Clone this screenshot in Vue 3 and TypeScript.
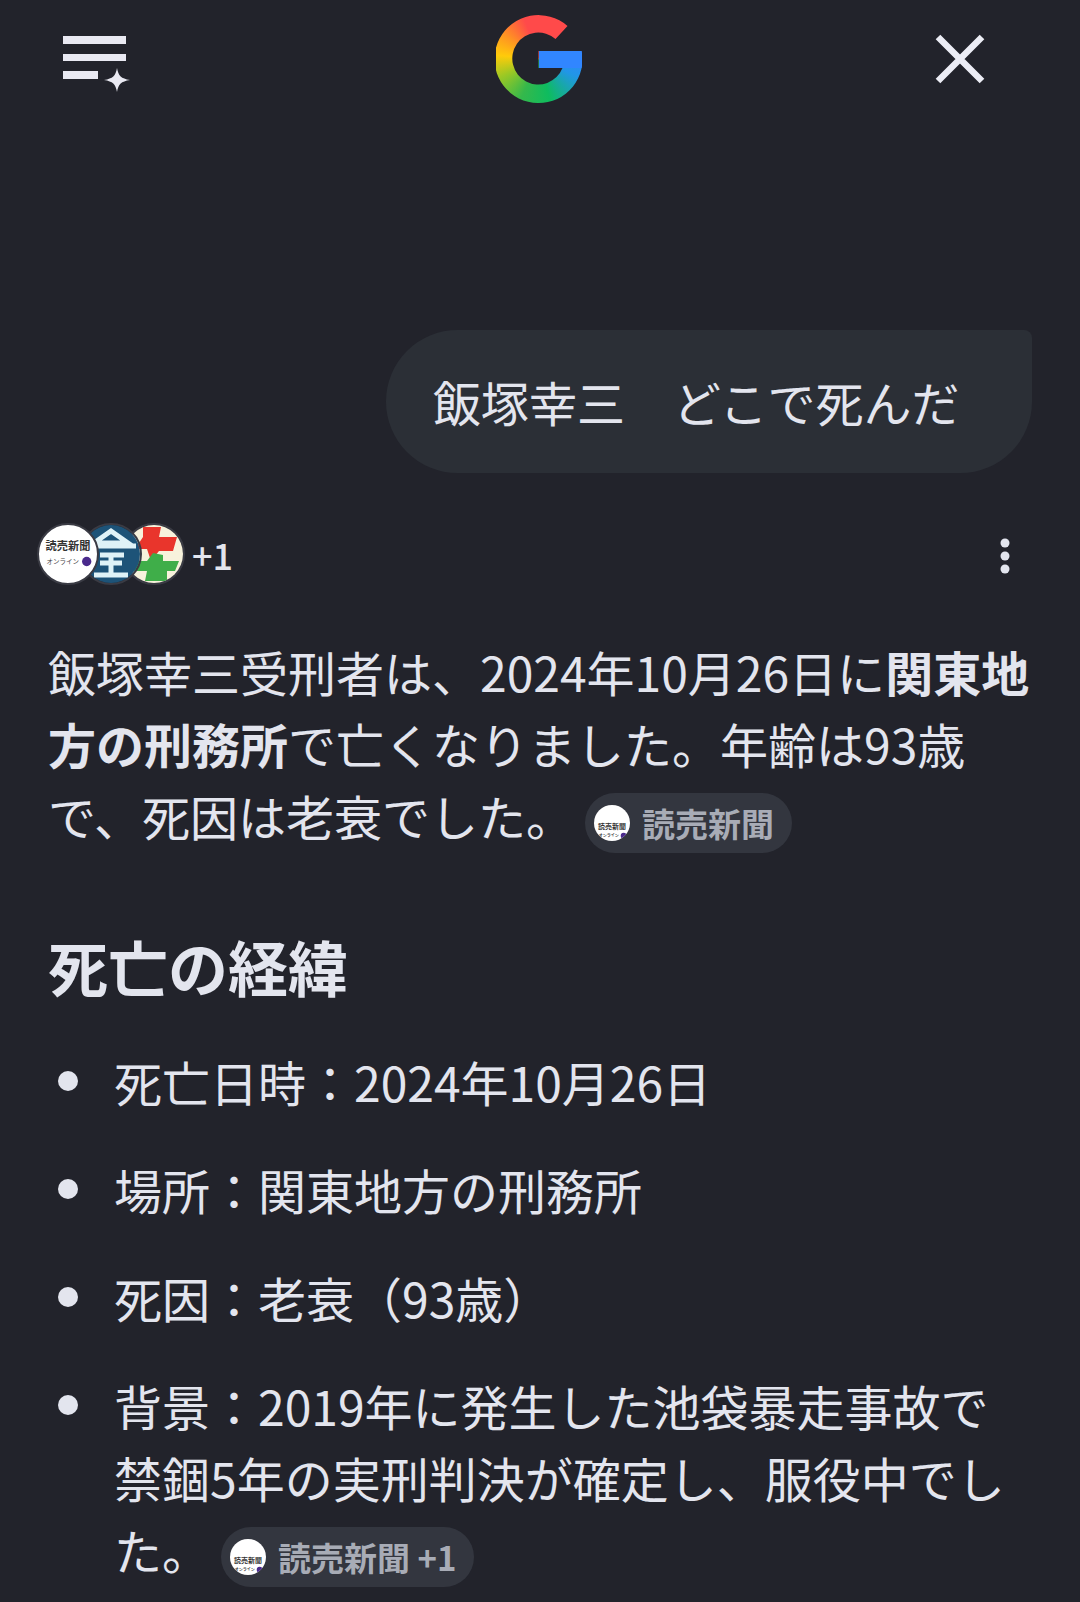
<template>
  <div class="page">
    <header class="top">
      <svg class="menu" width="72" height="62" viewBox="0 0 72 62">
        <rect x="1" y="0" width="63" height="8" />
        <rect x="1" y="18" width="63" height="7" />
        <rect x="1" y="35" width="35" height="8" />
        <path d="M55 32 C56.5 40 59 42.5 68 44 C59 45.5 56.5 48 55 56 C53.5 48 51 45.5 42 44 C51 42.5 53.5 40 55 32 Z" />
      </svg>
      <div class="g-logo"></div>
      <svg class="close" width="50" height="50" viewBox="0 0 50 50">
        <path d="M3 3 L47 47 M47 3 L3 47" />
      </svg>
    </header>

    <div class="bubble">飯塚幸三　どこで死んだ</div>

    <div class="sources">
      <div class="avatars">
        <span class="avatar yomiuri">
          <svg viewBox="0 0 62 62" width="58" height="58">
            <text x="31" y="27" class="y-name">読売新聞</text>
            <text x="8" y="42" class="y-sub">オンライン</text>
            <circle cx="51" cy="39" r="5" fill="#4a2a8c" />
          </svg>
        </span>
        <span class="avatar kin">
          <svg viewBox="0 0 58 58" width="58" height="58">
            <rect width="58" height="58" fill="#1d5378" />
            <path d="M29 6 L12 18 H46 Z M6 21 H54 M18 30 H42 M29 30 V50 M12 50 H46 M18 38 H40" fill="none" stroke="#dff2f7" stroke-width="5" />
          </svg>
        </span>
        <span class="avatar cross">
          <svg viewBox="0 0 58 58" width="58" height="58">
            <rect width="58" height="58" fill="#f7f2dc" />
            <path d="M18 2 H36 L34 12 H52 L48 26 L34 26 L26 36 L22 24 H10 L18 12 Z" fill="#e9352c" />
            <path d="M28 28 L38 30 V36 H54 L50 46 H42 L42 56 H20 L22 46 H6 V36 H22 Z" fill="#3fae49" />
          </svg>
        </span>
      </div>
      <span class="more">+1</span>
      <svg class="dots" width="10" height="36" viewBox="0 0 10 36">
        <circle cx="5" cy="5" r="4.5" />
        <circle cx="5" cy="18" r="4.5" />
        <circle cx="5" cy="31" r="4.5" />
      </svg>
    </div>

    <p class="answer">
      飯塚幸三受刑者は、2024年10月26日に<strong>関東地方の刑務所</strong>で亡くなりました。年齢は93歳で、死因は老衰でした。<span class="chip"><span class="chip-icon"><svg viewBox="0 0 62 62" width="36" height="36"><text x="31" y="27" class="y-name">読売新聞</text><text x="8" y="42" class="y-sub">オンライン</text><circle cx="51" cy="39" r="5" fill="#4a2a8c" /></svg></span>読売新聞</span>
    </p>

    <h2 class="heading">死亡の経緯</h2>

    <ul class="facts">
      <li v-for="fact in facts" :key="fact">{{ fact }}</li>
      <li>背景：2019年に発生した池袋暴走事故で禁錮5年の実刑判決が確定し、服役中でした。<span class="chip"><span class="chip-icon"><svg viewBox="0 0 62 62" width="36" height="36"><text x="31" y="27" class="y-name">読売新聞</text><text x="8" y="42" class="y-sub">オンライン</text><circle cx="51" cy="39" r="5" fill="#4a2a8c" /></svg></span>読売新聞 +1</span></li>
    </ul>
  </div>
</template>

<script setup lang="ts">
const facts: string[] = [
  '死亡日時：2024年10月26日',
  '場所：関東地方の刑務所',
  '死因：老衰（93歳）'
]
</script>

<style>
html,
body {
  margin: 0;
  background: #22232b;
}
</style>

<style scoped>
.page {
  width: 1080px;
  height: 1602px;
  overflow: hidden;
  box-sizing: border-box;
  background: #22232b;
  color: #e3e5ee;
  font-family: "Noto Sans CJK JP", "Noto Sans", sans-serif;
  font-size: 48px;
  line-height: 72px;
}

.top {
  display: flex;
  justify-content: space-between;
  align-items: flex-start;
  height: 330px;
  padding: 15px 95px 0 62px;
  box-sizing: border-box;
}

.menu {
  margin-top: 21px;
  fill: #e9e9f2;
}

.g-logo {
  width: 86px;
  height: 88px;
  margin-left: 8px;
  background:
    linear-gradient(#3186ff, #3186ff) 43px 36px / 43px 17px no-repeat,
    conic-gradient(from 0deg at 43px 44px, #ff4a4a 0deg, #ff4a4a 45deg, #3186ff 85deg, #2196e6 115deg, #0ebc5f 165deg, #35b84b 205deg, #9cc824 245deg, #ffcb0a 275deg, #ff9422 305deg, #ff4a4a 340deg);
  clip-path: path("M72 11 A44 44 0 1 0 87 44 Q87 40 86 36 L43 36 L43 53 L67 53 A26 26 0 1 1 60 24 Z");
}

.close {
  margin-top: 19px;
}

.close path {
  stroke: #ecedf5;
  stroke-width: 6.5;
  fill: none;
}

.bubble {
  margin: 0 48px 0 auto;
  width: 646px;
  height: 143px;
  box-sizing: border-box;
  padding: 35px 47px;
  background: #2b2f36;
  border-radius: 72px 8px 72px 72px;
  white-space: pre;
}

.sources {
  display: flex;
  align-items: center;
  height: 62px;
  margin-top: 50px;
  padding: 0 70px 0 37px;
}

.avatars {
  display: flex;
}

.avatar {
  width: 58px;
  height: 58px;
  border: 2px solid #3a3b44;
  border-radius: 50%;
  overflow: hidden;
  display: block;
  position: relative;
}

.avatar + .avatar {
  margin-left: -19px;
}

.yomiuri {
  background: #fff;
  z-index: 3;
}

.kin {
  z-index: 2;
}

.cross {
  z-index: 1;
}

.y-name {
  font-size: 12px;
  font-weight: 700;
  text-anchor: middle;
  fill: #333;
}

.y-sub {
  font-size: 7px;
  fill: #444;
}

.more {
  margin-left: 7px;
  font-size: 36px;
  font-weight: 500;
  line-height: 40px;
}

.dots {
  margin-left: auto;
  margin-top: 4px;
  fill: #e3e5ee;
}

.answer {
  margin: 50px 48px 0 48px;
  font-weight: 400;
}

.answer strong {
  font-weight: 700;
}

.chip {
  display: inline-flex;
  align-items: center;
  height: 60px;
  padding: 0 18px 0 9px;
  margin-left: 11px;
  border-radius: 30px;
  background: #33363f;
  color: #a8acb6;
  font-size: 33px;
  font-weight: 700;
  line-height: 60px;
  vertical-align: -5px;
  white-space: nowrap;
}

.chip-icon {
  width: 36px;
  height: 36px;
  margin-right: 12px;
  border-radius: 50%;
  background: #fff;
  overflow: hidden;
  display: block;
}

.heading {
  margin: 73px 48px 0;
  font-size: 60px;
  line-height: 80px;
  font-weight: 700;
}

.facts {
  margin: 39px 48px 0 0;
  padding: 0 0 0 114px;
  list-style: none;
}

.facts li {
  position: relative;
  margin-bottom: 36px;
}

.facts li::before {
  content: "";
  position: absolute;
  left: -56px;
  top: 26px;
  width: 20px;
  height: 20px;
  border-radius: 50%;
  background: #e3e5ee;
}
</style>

--- Goal ---
The material above holds pictures; copy everything else in it exactly.

--- Written response ---
Clone this screenshot in Vue 3 and TypeScript.
<template>
  <div class="page">
    <header class="top">
      <svg class="menu" width="72" height="62" viewBox="0 0 72 62">
        <rect x="1" y="0" width="63" height="8" />
        <rect x="1" y="18" width="63" height="7" />
        <rect x="1" y="35" width="35" height="8" />
        <path d="M55 32 C56.5 40 59 42.5 68 44 C59 45.5 56.5 48 55 56 C53.5 48 51 45.5 42 44 C51 42.5 53.5 40 55 32 Z" />
      </svg>
      <div class="g-logo"></div>
      <svg class="close" width="50" height="50" viewBox="0 0 50 50">
        <path d="M3 3 L47 47 M47 3 L3 47" />
      </svg>
    </header>

    <div class="bubble">飯塚幸三　どこで死んだ</div>

    <div class="sources">
      <div class="avatars">
        <span class="avatar yomiuri">
          <svg viewBox="0 0 62 62" width="58" height="58">
            <text x="31" y="27" class="y-name">読売新聞</text>
            <text x="8" y="42" class="y-sub">オンライン</text>
            <circle cx="51" cy="39" r="5" fill="#4a2a8c" />
          </svg>
        </span>
        <span class="avatar kin">
          <svg viewBox="0 0 58 58" width="58" height="58">
            <rect width="58" height="58" fill="#1d5378" />
            <path d="M29 6 L12 18 H46 Z M6 21 H54 M18 30 H42 M29 30 V50 M12 50 H46 M18 38 H40" fill="none" stroke="#dff2f7" stroke-width="5" />
          </svg>
        </span>
        <span class="avatar cross">
          <svg viewBox="0 0 58 58" width="58" height="58">
            <rect width="58" height="58" fill="#f7f2dc" />
            <path d="M18 2 H36 L34 12 H52 L48 26 L34 26 L26 36 L22 24 H10 L18 12 Z" fill="#e9352c" />
            <path d="M28 28 L38 30 V36 H54 L50 46 H42 L42 56 H20 L22 46 H6 V36 H22 Z" fill="#3fae49" />
          </svg>
        </span>
      </div>
      <span class="more">+1</span>
      <svg class="dots" width="10" height="36" viewBox="0 0 10 36">
        <circle cx="5" cy="5" r="4.5" />
        <circle cx="5" cy="18" r="4.5" />
        <circle cx="5" cy="31" r="4.5" />
      </svg>
    </div>

    <p class="answer">
      飯塚幸三受刑者は、2024年10月26日に<strong>関東地方の刑務所</strong>で亡くなりました。年齢は93歳で、死因は老衰でした。<span class="chip"><span class="chip-icon"><svg viewBox="0 0 62 62" width="36" height="36"><text x="31" y="27" class="y-name">読売新聞</text><text x="8" y="42" class="y-sub">オンライン</text><circle cx="51" cy="39" r="5" fill="#4a2a8c" /></svg></span>読売新聞</span>
    </p>

    <h2 class="heading">死亡の経緯</h2>

    <ul class="facts">
      <li v-for="fact in facts" :key="fact">{{ fact }}</li>
      <li>背景：2019年に発生した池袋暴走事故で禁錮5年の実刑判決が確定し、服役中でした。<span class="chip"><span class="chip-icon"><svg viewBox="0 0 62 62" width="36" height="36"><text x="31" y="27" class="y-name">読売新聞</text><text x="8" y="42" class="y-sub">オンライン</text><circle cx="51" cy="39" r="5" fill="#4a2a8c" /></svg></span>読売新聞 +1</span></li>
    </ul>
  </div>
</template>

<script setup lang="ts">
const facts: string[] = [
  '死亡日時：2024年10月26日',
  '場所：関東地方の刑務所',
  '死因：老衰（93歳）'
]
</script>

<style>
html,
body {
  margin: 0;
  background: #22232b;
}
</style>

<style scoped>
.page {
  width: 1080px;
  height: 1602px;
  overflow: hidden;
  box-sizing: border-box;
  background: #22232b;
  color: #e3e5ee;
  font-family: "Noto Sans CJK JP", "Noto Sans", sans-serif;
  font-size: 48px;
  line-height: 72px;
}

.top {
  display: flex;
  justify-content: space-between;
  align-items: flex-start;
  height: 330px;
  padding: 15px 95px 0 62px;
  box-sizing: border-box;
}

.menu {
  margin-top: 21px;
  fill: #e9e9f2;
}

.g-logo {
  width: 86px;
  height: 88px;
  margin-left: 8px;
  background:
    linear-gradient(#3186ff, #3186ff) 43px 36px / 43px 17px no-repeat,
    conic-gradient(from 0deg at 43px 44px, #ff4a4a 0deg, #ff4a4a 45deg, #3186ff 85deg, #2196e6 115deg, #0ebc5f 165deg, #35b84b 205deg, #9cc824 245deg, #ffcb0a 275deg, #ff9422 305deg, #ff4a4a 340deg);
  clip-path: path("M72 11 A44 44 0 1 0 87 44 Q87 40 86 36 L43 36 L43 53 L67 53 A26 26 0 1 1 60 24 Z");
}

.close {
  margin-top: 19px;
}

.close path {
  stroke: #ecedf5;
  stroke-width: 6.5;
  fill: none;
}

.bubble {
  margin: 0 48px 0 auto;
  width: 646px;
  height: 143px;
  box-sizing: border-box;
  padding: 35px 47px;
  background: #2b2f36;
  border-radius: 72px 8px 72px 72px;
  white-space: pre;
}

.sources {
  display: flex;
  align-items: center;
  height: 62px;
  margin-top: 50px;
  padding: 0 70px 0 37px;
}

.avatars {
  display: flex;
}

.avatar {
  width: 58px;
  height: 58px;
  border: 2px solid #3a3b44;
  border-radius: 50%;
  overflow: hidden;
  display: block;
  position: relative;
}

.avatar + .avatar {
  margin-left: -19px;
}

.yomiuri {
  background: #fff;
  z-index: 3;
}

.kin {
  z-index: 2;
}

.cross {
  z-index: 1;
}

.y-name {
  font-size: 12px;
  font-weight: 700;
  text-anchor: middle;
  fill: #333;
}

.y-sub {
  font-size: 7px;
  fill: #444;
}

.more {
  margin-left: 7px;
  font-size: 36px;
  font-weight: 500;
  line-height: 40px;
}

.dots {
  margin-left: auto;
  margin-top: 4px;
  fill: #e3e5ee;
}

.answer {
  margin: 50px 48px 0 48px;
  font-weight: 400;
}

.answer strong {
  font-weight: 700;
}

.chip {
  display: inline-flex;
  align-items: center;
  height: 60px;
  padding: 0 18px 0 9px;
  margin-left: 11px;
  border-radius: 30px;
  background: #33363f;
  color: #a8acb6;
  font-size: 33px;
  font-weight: 700;
  line-height: 60px;
  vertical-align: -5px;
  white-space: nowrap;
}

.chip-icon {
  width: 36px;
  height: 36px;
  margin-right: 12px;
  border-radius: 50%;
  background: #fff;
  overflow: hidden;
  display: block;
}

.heading {
  margin: 73px 48px 0;
  font-size: 60px;
  line-height: 80px;
  font-weight: 700;
}

.facts {
  margin: 39px 48px 0 0;
  padding: 0 0 0 114px;
  list-style: none;
}

.facts li {
  position: relative;
  margin-bottom: 36px;
}

.facts li::before {
  content: "";
  position: absolute;
  left: -56px;
  top: 26px;
  width: 20px;
  height: 20px;
  border-radius: 50%;
  background: #e3e5ee;
}
</style>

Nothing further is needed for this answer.